Fabrice Plaschy. (Foto: Luca Dubuis / Unia)

Die Genfer Bevölkerung ist sehr solidarisch mit uns. Es wird jetzt auch deutlich weniger bestellt bei Smood. Gerade heute morgen hat mir ein nicht ­streikender Kollege erzählt, er habe während einer ganzen Schicht nur einen einzigen ­Blumenstrauss ausgeliefert. Mit diesem Job verdiene ich 2300 bis 2400 Franken. Mit dem neuen Schichtsystem aber 25 Prozent weniger. Denn wenn du eine Schicht buchen willst, ist sie oft schon vergeben.

NACHTEILE. Und noch etwas hat sich verschlechtert: Früher konnten wir uns von zu Hause aus ins System einloggen. Heute müssen wir dafür extra in die Stadt fahren. Dahinter steckt, dass viele Fahrer in Frankreich wohnen. Die haben sich manchmal zu früh eingeloggt und waren nicht rechtzeitig beim Kunden. Aber jetzt hat Smood ein System eingeführt, das für alle Nachteile bringt. Niemand bezahlt mir das Benzin und die Zeit, die ich brauche, um in die Innenstadt zur Anmeldung zu fahren. Anderen geht’s noch schlechter. Seit zwei Wochen schläft ein Kollege bei mir auf dem Sofa, weil er seine Wohnung nicht mehr bezahlen kann. Übrigens: Schon vor zwei Jahren haben wir hier gestreikt. Uber Eats war damals frisch nach Genf vorgedrungen. Und die hatten eine tiefere Kilometervergütung als wir. Smood hat reagiert und unsere Spesen einfach auf das Niveau der Konkurrenz herabgesetzt. Wegen unseres Streiks haben sie das rückgängig gemacht, aber leider nur vorübergehend.»

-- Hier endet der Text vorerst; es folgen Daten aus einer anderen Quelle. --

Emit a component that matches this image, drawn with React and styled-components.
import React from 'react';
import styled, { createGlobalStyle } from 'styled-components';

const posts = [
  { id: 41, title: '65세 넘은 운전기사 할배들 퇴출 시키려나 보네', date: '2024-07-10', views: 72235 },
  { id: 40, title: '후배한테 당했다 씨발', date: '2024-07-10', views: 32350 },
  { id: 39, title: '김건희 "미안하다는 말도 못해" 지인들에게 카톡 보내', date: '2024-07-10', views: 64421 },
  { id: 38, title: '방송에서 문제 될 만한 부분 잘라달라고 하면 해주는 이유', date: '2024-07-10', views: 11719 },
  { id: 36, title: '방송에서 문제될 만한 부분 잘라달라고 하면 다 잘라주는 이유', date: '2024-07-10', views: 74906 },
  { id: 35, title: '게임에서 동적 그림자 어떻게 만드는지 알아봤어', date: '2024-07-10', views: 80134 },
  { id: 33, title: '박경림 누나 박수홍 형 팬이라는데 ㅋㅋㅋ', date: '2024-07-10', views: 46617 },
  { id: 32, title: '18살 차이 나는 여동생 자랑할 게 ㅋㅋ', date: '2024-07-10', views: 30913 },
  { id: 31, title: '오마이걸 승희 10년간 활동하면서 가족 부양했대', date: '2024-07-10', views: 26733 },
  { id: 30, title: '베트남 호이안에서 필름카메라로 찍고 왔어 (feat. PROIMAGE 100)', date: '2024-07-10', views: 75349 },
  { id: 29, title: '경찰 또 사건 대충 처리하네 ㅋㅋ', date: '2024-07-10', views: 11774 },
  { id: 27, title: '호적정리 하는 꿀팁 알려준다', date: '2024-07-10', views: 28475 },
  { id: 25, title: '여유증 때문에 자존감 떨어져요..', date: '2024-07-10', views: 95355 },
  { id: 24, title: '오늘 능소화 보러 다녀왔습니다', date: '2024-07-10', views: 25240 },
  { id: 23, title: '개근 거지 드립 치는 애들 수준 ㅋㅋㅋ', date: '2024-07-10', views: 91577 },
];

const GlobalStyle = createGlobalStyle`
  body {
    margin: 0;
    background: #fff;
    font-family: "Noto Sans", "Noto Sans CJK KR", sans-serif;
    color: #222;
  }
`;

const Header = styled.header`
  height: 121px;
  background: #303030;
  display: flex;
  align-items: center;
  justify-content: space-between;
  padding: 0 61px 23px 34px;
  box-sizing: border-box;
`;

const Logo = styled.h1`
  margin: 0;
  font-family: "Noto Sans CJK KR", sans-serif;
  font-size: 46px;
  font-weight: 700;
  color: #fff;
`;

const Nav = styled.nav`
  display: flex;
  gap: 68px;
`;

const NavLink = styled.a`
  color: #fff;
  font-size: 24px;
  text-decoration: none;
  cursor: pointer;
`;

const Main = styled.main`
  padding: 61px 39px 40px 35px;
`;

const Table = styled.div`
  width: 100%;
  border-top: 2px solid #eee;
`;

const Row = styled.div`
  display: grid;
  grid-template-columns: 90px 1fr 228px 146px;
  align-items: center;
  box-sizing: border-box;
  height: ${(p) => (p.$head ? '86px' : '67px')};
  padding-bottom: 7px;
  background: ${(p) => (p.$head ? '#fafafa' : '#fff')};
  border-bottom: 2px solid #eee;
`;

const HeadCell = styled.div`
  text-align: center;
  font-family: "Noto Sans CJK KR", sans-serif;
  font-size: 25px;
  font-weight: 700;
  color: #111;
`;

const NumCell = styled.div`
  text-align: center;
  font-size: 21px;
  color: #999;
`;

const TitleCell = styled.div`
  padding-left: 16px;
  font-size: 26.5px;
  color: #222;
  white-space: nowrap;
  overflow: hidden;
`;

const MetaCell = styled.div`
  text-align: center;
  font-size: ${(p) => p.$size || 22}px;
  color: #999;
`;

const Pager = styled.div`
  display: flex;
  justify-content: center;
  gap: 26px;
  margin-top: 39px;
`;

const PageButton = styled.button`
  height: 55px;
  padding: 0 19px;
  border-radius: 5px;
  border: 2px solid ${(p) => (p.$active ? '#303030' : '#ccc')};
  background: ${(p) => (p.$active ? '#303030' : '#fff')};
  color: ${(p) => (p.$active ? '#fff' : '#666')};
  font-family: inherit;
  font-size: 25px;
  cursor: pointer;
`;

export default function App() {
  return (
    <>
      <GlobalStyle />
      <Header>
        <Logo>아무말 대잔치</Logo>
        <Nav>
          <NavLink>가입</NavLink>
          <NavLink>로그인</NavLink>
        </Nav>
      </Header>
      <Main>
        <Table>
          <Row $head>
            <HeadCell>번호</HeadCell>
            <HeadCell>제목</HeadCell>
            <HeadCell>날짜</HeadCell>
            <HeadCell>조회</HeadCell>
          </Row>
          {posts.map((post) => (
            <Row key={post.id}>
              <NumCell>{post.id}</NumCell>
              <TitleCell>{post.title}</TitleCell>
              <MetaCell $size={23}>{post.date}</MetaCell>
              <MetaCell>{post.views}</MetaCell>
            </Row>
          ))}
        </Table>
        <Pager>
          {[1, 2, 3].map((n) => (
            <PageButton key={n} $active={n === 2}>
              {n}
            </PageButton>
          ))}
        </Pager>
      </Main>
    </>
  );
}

Zaccharie Bede, 22, Coppet VD «Um 4 Uhr aufstehen»

Zaccharie Bede. (Foto: Luca Dubuis / Unia)

Ich bin Multi­media-Elektroniker mit eidgenössischem Fähigkeitszeugnis. Bei Smood habe ich angefangen, während ich die Berufs­matur nachholte. Zuerst lief es nicht schlecht. Doch jetzt haben sie dieses Schichtsystem eingeführt. Da musst du um vier Uhr morgens aufstehen und dich in die App einloggen, bloss, um eine Arbeitsschicht zu ergattern. Wobei: Jetzt haben sie das schon wieder geändert. Neuerdings öffnet das ­Buchungsfenster erst um 9 Uhr. Ein direkter Erfolg ­unseres Streiks!

ALLEINE. Übrigens: Wir Fahrer haben uns erst mit dem Protest richtig kennengelernt. Vorher waren wir immer alleine. Der Streik hat uns zusammengeschweisst. Wir sind jetzt ein richtiges Team!»